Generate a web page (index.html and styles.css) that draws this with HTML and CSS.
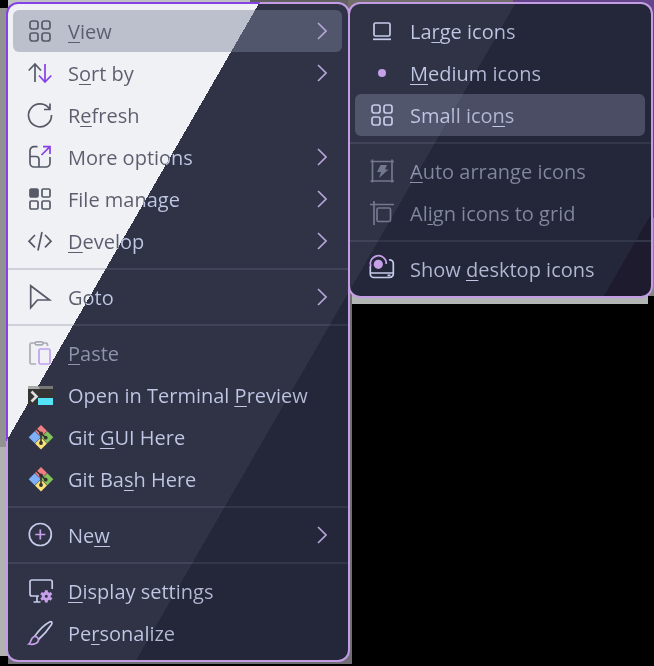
FILE: index.html
```
<!DOCTYPE html>
<html lang="en">
<head>
<meta charset="utf-8">
<meta name="viewport" content="width=device-width, initial-scale=1">
<title>Desktop menu</title>
<link rel="stylesheet" href="styles.css">
</head>
<body>
<svg class="symbols" aria-hidden="true">
  <symbol id="chevron" viewBox="0 0 10 18"><path d="M1 1l8 8-8 8"/></symbol>
  <symbol id="grid" viewBox="0 0 24 24"><rect x="2" y="2" width="8" height="8" rx="2.3"/><rect x="14" y="2" width="8" height="8" rx="2.3"/><rect x="2" y="14" width="8" height="8" rx="2.3"/><rect x="14" y="14" width="8" height="8" rx="2.3"/></symbol>
  <symbol id="git" viewBox="0 0 24 24">
    <g stroke="none"><path fill="#ef7f83" d="M13 0l6 6-6 6-6-6z"/><path fill="#7fb0fa" d="M6.700 6.200l6 6-6 6-6-6z"/><path fill="#82c35b" d="M19.300 6.200l6 6-6 6-6-6z"/><path fill="#fbe27a" d="M13 12.500l6 6-6 6-6-6z"/></g>
    <path stroke="#30302f" stroke-width="1.500" d="M8.500 4.200l9 8.300M13 8v10"/><g fill="#30302f" stroke="none"><circle cx="13" cy="8.300" r="1.900"/><circle cx="17.700" cy="12.700" r="1.900"/><circle cx="13" cy="18" r="1.900"/></g>
  </symbol>
</svg>
<main class="desktop">
  <div class="frame frame-main">
    <ul class="menu" role="menu" aria-label="Desktop">
      <li><button class="item active" role="menuitem"><svg class="icon latte"><use href="#grid"/></svg><span class="label"><u>V</u>iew</span><svg class="chevron"><use href="#chevron"/></svg></button></li>
      <li><button class="item" role="menuitem"><svg class="icon latte" viewBox="0 0 24 24"><path d="M7 21V3M.7 9.5L7 3l6 6.5"/><path class="accent" d="M17 3v18M11 14.5l6 6.5 6.3-6.5"/></svg><span class="label">S<u>o</u>rt by</span><svg class="chevron"><use href="#chevron"/></svg></button></li>
      <li><button class="item" role="menuitem"><svg class="icon latte" viewBox="0 0 24 24"><path d="M23.5 12A11.5 11.5 0 1 1 21.6 6M22 .5v6h-6"/></svg><span class="label">R<u>e</u>fresh</span></button></li>
      <li><button class="item" role="menuitem"><svg class="icon latte" viewBox="0 0 24 24"><path d="M9.5 1.7H6A4 4 0 0 0 2 5.7V18a4 4 0 0 0 4 4h12a4 4 0 0 0 4-4v-6M2 11.5h6a3 3 0 0 1 3 3V22"/><path class="accent" d="M13.5 10L22 1.7M15 1.7h7V9"/></svg><span class="label">More options</span><svg class="chevron"><use href="#chevron"/></svg></button></li>
      <li><button class="item" role="menuitem"><svg class="icon latte" viewBox="0 0 24 24"><rect class="solid" x="2" y="2" width="8" height="8" rx="1.2"/><rect x="14" y="2" width="8" height="8" rx="1.2"/><rect x="2" y="14" width="8" height="8" rx="1.2"/><rect x="14" y="14" width="8" height="8" rx="1.2"/></svg><span class="label">File manage</span><svg class="chevron"><use href="#chevron"/></svg></button></li>
      <li><button class="item" role="menuitem"><svg class="icon latte" viewBox="0 0 24 24"><path d="M7 6l-6 6.2 6 6.2M17 6l6 6.2-6 6.2M14 3l-4 18.5"/></svg><span class="label"><u>D</u>evelop</span><svg class="chevron"><use href="#chevron"/></svg></button></li>
      <li class="rule" role="separator"></li>
      <li><button class="item" role="menuitem"><svg class="icon latte" viewBox="0 0 24 24"><path d="M2.7.8v22L9.5 15h12z"/></svg><span class="label">Goto</span><svg class="chevron"><use href="#chevron"/></svg></button></li>
      <li class="rule" role="separator"></li>
      <li><button class="item" role="menuitem" disabled><svg class="icon latte" viewBox="0 0 24 24"><path d="M7 2H3.5A1.5 1.5 0 0 0 2 3.5v18A1.5 1.5 0 0 0 3.5 23H8M15 2h3a1.5 1.5 0 0 1 1.5 1.5V5"/><rect x="7" y=".8" width="8" height="3" rx="1.5"/><rect class="accent" x="11" y="8" width="11" height="15" rx="1.5"/></svg><span class="label dark-key"><u>P</u>aste</span></button></li>
      <li><button class="item" role="menuitem"><svg class="icon" viewBox="0 0 24 24"><g stroke="none"><path fill="#353434" d="M0 3h25v19H0z"/><path fill="#777" d="M0 3h25v3H0z"/><path fill="#aaa" d="M0 3h10l2 3H0z"/><path fill="#55e3f8" d="M10 15h15v7H10z"/></g><path stroke="#dedede" stroke-width="2.6" d="M3.5 8.500l5 5-5 5"/></svg><span class="label">Open in Terminal <u>P</u>review</span></button></li>
      <li><button class="item" role="menuitem"><svg class="icon"><use href="#git"/></svg><span class="label">Git <u>G</u>UI Here</span></button></li>
      <li><button class="item" role="menuitem"><svg class="icon"><use href="#git"/></svg><span class="label">Git Ba<u>s</u>h Here</span></button></li>
      <li class="rule" role="separator"></li>
      <li><button class="item" role="menuitem"><svg class="icon" viewBox="0 0 24 24"><circle cx="12.3" cy="11.5" r="11"/><path class="accent" d="M12.3 6.500v10M7.3 11.500h10"/></svg><span class="label">Ne<u>w</u></span><svg class="chevron"><use href="#chevron"/></svg></button></li>
      <li class="rule" role="separator"></li>
      <li><button class="item" role="menuitem"><svg class="icon" viewBox="0 0 24 24"><path d="M24.2 10V3A2 2 0 0 0 22.2 1H4A2 2 0 0 0 2 3v12a2 2 0 0 0 2 2h7M9 17v6M5.5 23h7"/><circle class="accent" cx="18.3" cy="17.3" r="3" stroke-width="3"/><path class="accent" stroke-width="3" d="M18.3 13.500v-2.300M18.3 21.100v2.300M15 15.400l-2-1.200M21.600 19.200l2 1.200M15 19.200l-2 1.200M21.600 15.400l2-1.200"/></svg><span class="label"><u>D</u>isplay settings</span></button></li>
      <li><button class="item" role="menuitem"><svg class="icon" viewBox="0 0 24 24"><path d="M6.500 15.500C11 9 16 4 21.500 1c2-1 3.200.5 2 2.500C20 9 15.500 14 10.500 18.500"/><path class="accent" d="M6.500 15.500c2-.2 4 1.500 4 3.500 0 3-4.500 5-9.500 4 2.500-1.500 1-6 5.500-7.500z"/></svg><span class="label">Pe<u>r</u>sonalize</span></button></li>
    </ul>
  </div>
  <div class="frame frame-sub">
    <ul class="menu" role="menu" aria-label="View">
      <li><button class="item" role="menuitem"><svg class="icon" viewBox="0 0 24 24"><rect x="4" y="4" width="16" height="13" rx="1.5"/><path d="M3 20.300h18"/></svg><span class="label">La<u>r</u>ge icons</span></button></li>
      <li><button class="item" role="menuitemradio" aria-checked="true"><svg class="icon" viewBox="0 0 24 24"><circle class="dot" cx="12" cy="12" r="4"/></svg><span class="label"><u>M</u>edium icons</span></button></li>
      <li><button class="item active" role="menuitem"><svg class="icon"><use href="#grid"/></svg><span class="label">Small ico<u>n</u>s</span></button></li>
      <li class="rule" role="separator"></li>
      <li><button class="item" role="menuitem" disabled><svg class="icon" viewBox="0 0 24 24"><path d="M2.500.5v23M22 .5v23M.5 2.500h23.500M.5 22h23.500"/><path class="solid" stroke-width="0" d="M10.500 6h6.500l-2 4.500h3.500L9 19l2-6H7z"/></svg><span class="label"><u>A</u>uto arrange icons</span></button></li>
      <li><button class="item" role="menuitem" disabled><svg class="icon" viewBox="0 0 24 24"><path d="M4 0v24M0 3.500h24"/><rect x="7" y="7" width="13.500" height="13.500" rx="1.500"/></svg><span class="label">Al<u>i</u>gn icons to grid</span></button></li>
      <li class="rule" role="separator"></li>
      <li><button class="item" role="menuitem"><svg class="icon" viewBox="0 0 24 24"><path d="M.3 9v8a3.500 3.500 0 0 0 3.500 3.500h16a3.500 3.500 0 0 0 3.500-3.500V6.500A3.500 3.500 0 0 0 19 3M.5 16h22.500M17.500 18.300h3"/><path class="accent" d="M.8 9.500A8 8 0 1 1 16.300 7"/><circle class="dot" cx="8.300" cy="7.300" r="4.600"/></svg><span class="label">Show <u>d</u>esktop icons</span></button></li>
    </ul>
  </div>
</main>
</body>
</html>
```
FILE: styles.css
```
/* Every themed surface shares one diagonal split, anchored to the window. */
:root {
  --cut-1: 226px;
  --cut-2: 448px;
  --cut-3: 671px;
  --mauve: #c6a0e9;
}

* { box-sizing: border-box; }

body {
  margin: 0;
  background: #000;
  font-family: "Open Sans", "Noto Sans", sans-serif;
}

.symbols { display: none; }

.desktop {
  display: grid;
  grid-template-columns: minmax(0, 352fr) minmax(0, 302fr);
  align-items: start;
}

.frame-main {
  padding: 2px 2px 2px 6px;
  background:
    linear-gradient(#000, #000) 0 0 / 8px 8px no-repeat,
    linear-gradient(#000, #000) 0 100% / 8px 8px no-repeat,
    linear-gradient(90deg, #bfc1c2 250px, #625f60 250px) 0 0 / 100% 8px no-repeat,
    linear-gradient(#929292 447px, #b2b2b2 447px) 0 0 / 8px 100% no-repeat,
    #706d75;
}

.frame-sub {
  position: relative;
  margin-left: -4px;
  padding: 2px 1px 6px 0;
  background:
    linear-gradient(#000, #000) 100% 100% / 6px 8px no-repeat,
    linear-gradient(90deg, #706d6b 165px, #64458c 165px) 0 0 / 100% 8px no-repeat,
    linear-gradient(#64458c 218px, #858288 218px) 100% 0 / 6px 100% no-repeat,
    linear-gradient(#b1b5b3, #b1b5b3) 4px 100% / 100% 16px no-repeat;
}

.menu {
  margin: 0;
  padding: 6px 6px 6px 5px;
  list-style: none;
  border: 2px solid transparent;
  border-radius: 12px;
  background:
    linear-gradient(120deg, #eff1f5 var(--cut-1), #303346 var(--cut-1) var(--cut-2), #24273a var(--cut-2) var(--cut-3), #1f1b2e var(--cut-3)) fixed padding-box,
    linear-gradient(120deg, #8542e6 var(--cut-1), #c39ce4 var(--cut-1)) fixed border-box;
}

.item {
  display: flex;
  align-items: center;
  gap: 16px;
  width: 100%;
  height: 42px;
  padding: 0 15px;
  border: 0;
  border-radius: 6px;
  background: none;
  color: #c5cce9;
  font: inherit;
  font-size: 20px;
  line-height: 28px;
  text-align: left;
}

.active {
  background: linear-gradient(120deg, #bcc0cc var(--cut-1), #51566c var(--cut-1) var(--cut-2), #4b4d65 var(--cut-2)) fixed;
}

.label {
  --key: #c1c8e5;
  flex: 1;
  padding-top: 2px;
  white-space: nowrap;
  color: transparent;
  background: linear-gradient(120deg, #5a5d6d var(--cut-1), #c1c8e5 var(--cut-1) var(--cut-2), #b3b9d3 var(--cut-2)) fixed text;
}

.latte + .label:not(.dark-key) { --key: #5a5d6d; }

.label u {
  text-decoration: underline 1px var(--key);
  text-underline-offset: 3px;
  text-decoration-skip-ink: none;
}

.item:disabled .label { opacity: 0.66; }
.item:disabled .icon { opacity: 0.45; }

.icon {
  --accent: var(--mauve);
  flex: none;
  width: 24px;
  height: 24px;
  overflow: visible;
  fill: none;
  stroke: currentColor;
  stroke-width: 1.7;
}

.latte {
  --accent: #8740e8;
  color: #565967;
}

#grid, #git { overflow: visible; }

.accent { stroke: var(--accent); }
.solid { fill: currentColor; }
.dot { fill: var(--accent); stroke: none; }

.chevron {
  flex: none;
  width: 10px;
  height: 18px;
  fill: none;
  stroke: #b9a6d9;
  stroke-width: 1.6;
}

.rule {
  display: flex;
  align-items: center;
  height: 14px;
  margin: 0 -6px 0 -5px;
}

.rule::before {
  content: "";
  flex: 1;
  height: 2px;
  background: linear-gradient(120deg, #cdd0d8 var(--cut-1), #414458 var(--cut-1) var(--cut-2), #333649 var(--cut-2)) fixed;
}
```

--------------------------------------------------

WORK TO BE COMPLETED:
Tell how many lines above contain the word "index". Give the number alone.

ANSWER TO THIS PROBLEM:
2